Before, however, we can consider the affinities of the group, we must describe the structure of a typical plant belonging to it. The genus Sphenophyllum includes several species (for which there are no common English names, as they are only known to science) whose differences are of less importance than their points of similarity, so that one species only, S. plurifoliatum, will be described.
We have a general knowledge of the external appearance of Sphenophyllum from the numerous impressions of leaves attached to twigs which are found in the rocks of the Carboniferous period. These impressions present a good deal of variety, but all have rather delicate stems with whorls of leaves attached at regular intervals. The specimens are generally easy to recognize from the shape of the leaves, which are like broad wedges attached at the point (see [fig. 112]). In some cases the leaves are more finely divided and less fanlike, and it may even happen that on the same branch some may be wedge-shaped like those in [fig. 112], and others almost hairlike. This naturally suggests comparison with water plants, which have finely divided submerged leaves and expanded aerial ones. In the case of Sphenophyllum, however, the divided leaves sometimes come at the upper ends of the stems, quite near the cones, and so can hardly have been those of a submerged part. The very delicate stems and some points in their internal anatomy suggest that the plant was a trailing creeper which supported itself on the stouter stems of other plants.
Fig. 112.—Impression of Sphenophyllum Leaves attached to the Stem, showing the wedge-shaped leaflets arranged in whorls
The stems were ribbed, but unlike those of the Calamites the ribs ran straight down the stem through the nodes, and did not alternate there, so that the bundles at the node did not branch and fuse as they did in Calamites.
The external appearance of the long slender cones was not unlike that of the Calamite cones, though their internal details showed important distinctions.

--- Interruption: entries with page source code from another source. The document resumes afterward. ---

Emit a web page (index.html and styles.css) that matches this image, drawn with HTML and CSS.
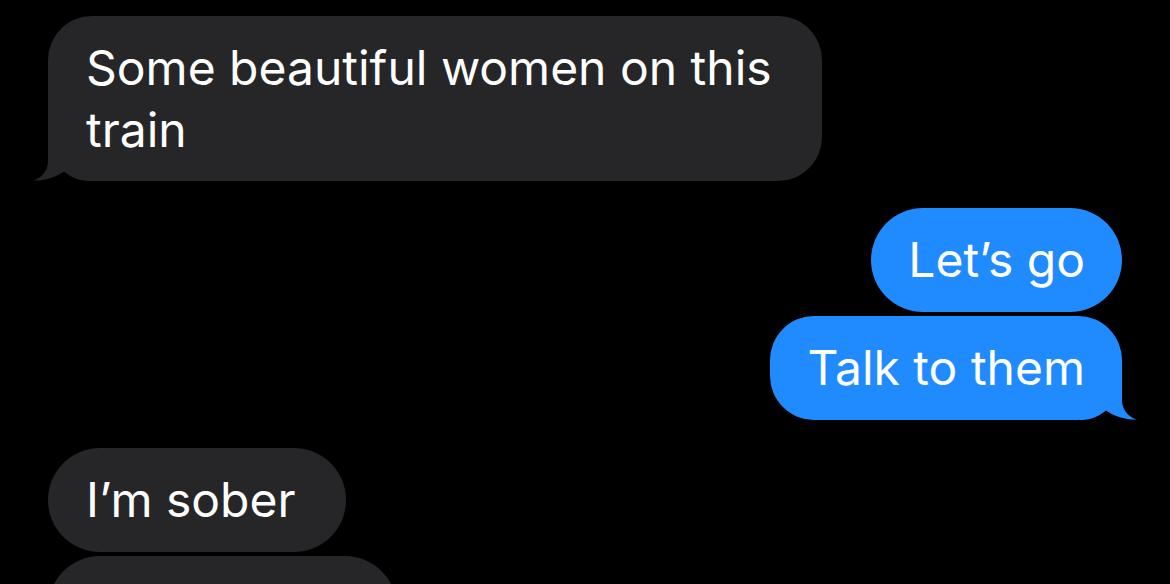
FILE: index.html
```html
<!DOCTYPE html>
<html lang="en">
<head>
<meta charset="utf-8">
<title>Messages</title>
<link rel="stylesheet" href="styles.css">
</head>
<body>
<main class="thread">
  <section class="group incoming">
    <div class="bubble tail multi">
      <p class="text">Some beautiful women on this<br>train</p>
      <svg class="tail-shape" viewBox="0 0 60 44" width="60" height="44" aria-hidden="true"><path d="M18 0 L18 24 C18 35 10 42 3 43.5 C13 44 25 41 34 34.5 C41 40 48 44 60 44 L60 0 Z"/></svg>
    </div>
  </section>
  <section class="group outgoing">
    <div class="bubble"><p class="text">Let’s go</p></div>
    <div class="bubble tail">
      <p class="text">Talk to them</p>
      <svg class="tail-shape" viewBox="0 0 60 44" width="60" height="44" aria-hidden="true"><path d="M18 0 L18 24 C18 35 10 42 3 43.5 C13 44 25 41 34 34.5 C41 40 48 44 60 44 L60 0 Z"/></svg>
    </div>
  </section>
  <section class="group incoming later">
    <div class="bubble"><p class="text">I’m sober</p></div>
    <div class="bubble typing"></div>
  </section>
</main>
</body>
</html>
```
FILE: styles.css
```css
html, body {
  margin: 0;
  padding: 0;
  background: #000;
  height: 100%;
  overflow: hidden;
}

.thread {
  display: flex;
  flex-direction: column;
  gap: 27px;
  padding: 16px 48px 0 48px;
  font-family: Inter, "Noto Sans", "Liberation Sans", sans-serif;
  color: #fff;
}

.group {
  display: flex;
  flex-direction: column;
  gap: 4px;
}

.group.later { margin-top: 1px; }

.group.incoming { align-items: flex-start; }
.group.outgoing { align-items: flex-end; }

.bubble {
  position: relative;
  border-radius: 52px;
  padding: 21px 37px 21px 37px;
  max-width: 790px;
}

.incoming .bubble {
  background: #262629;
  padding-left: 38px;
  padding-right: 50px;
}

.outgoing .bubble { background: #1f8bff; }

.bubble.tail { border-radius: 44px; }
.incoming .bubble.multi { padding-bottom: 20px; }

.bubble.typing {
  width: 349px;
  height: 104px;
  padding: 0;
  box-sizing: border-box;
}

.text {
  margin: 0;
  font-size: 48px;
  line-height: 62px;
  position: relative;
  z-index: 1;
}

.tail-shape {
  position: absolute;
  bottom: 0;
  display: block;
}

.incoming .tail-shape {
  left: -18px;
  fill: #262629;
}

.outgoing .tail-shape {
  right: -18px;
  fill: #1f8bff;
  transform: scaleX(-1);
}
```
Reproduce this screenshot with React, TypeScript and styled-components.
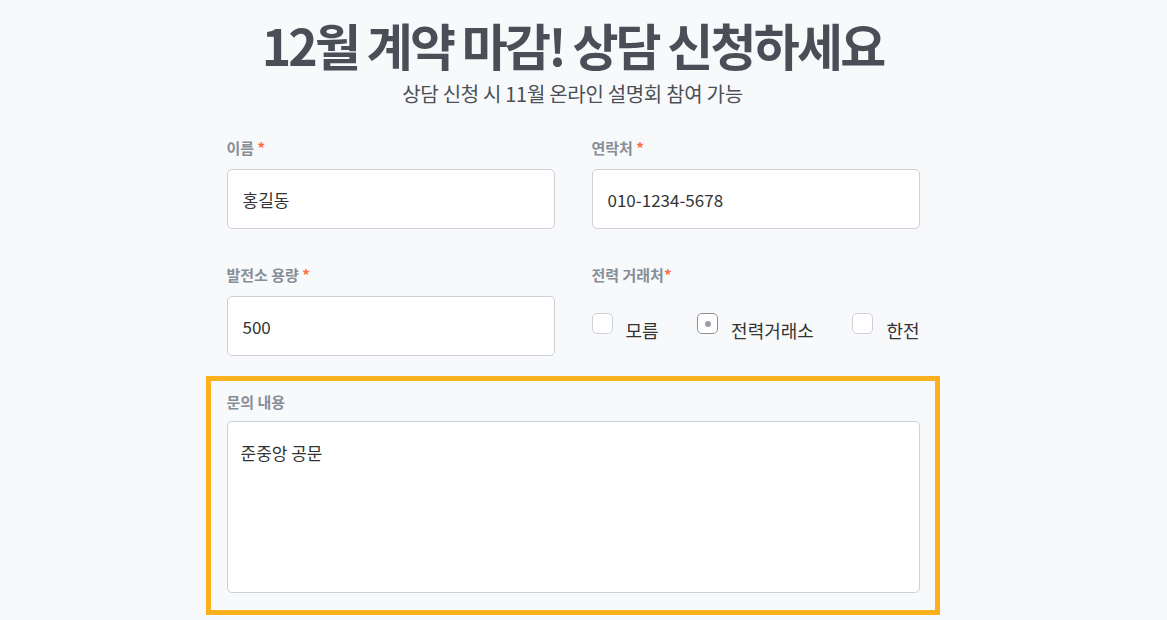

In one noticeable external feature the plants differed from those of the last two groups considered, and that was in their size. Palæozoic Lycopods and Equisetaceæ reached the dimensions of great trees, but hitherto no treelike form of Sphenophyllum has been discovered, and in the structure-petrifactions the largest stems we know were less than an inch in diameter.
In the internal anatomy of these stems lies one of the chief interests and peculiarities of the plants. In the very young stage there was a sharply pointed solid triangle of wood in the centre ([fig. 113]), at each of the corners of which was a group of small cells, the protoxylems. The structure of such a stem is like that of a root, in which the primary wood all grows inwards from the protoxylems towards the centre, and had we had nothing but these isolated young stems it would have been impossible to recognize their true nature.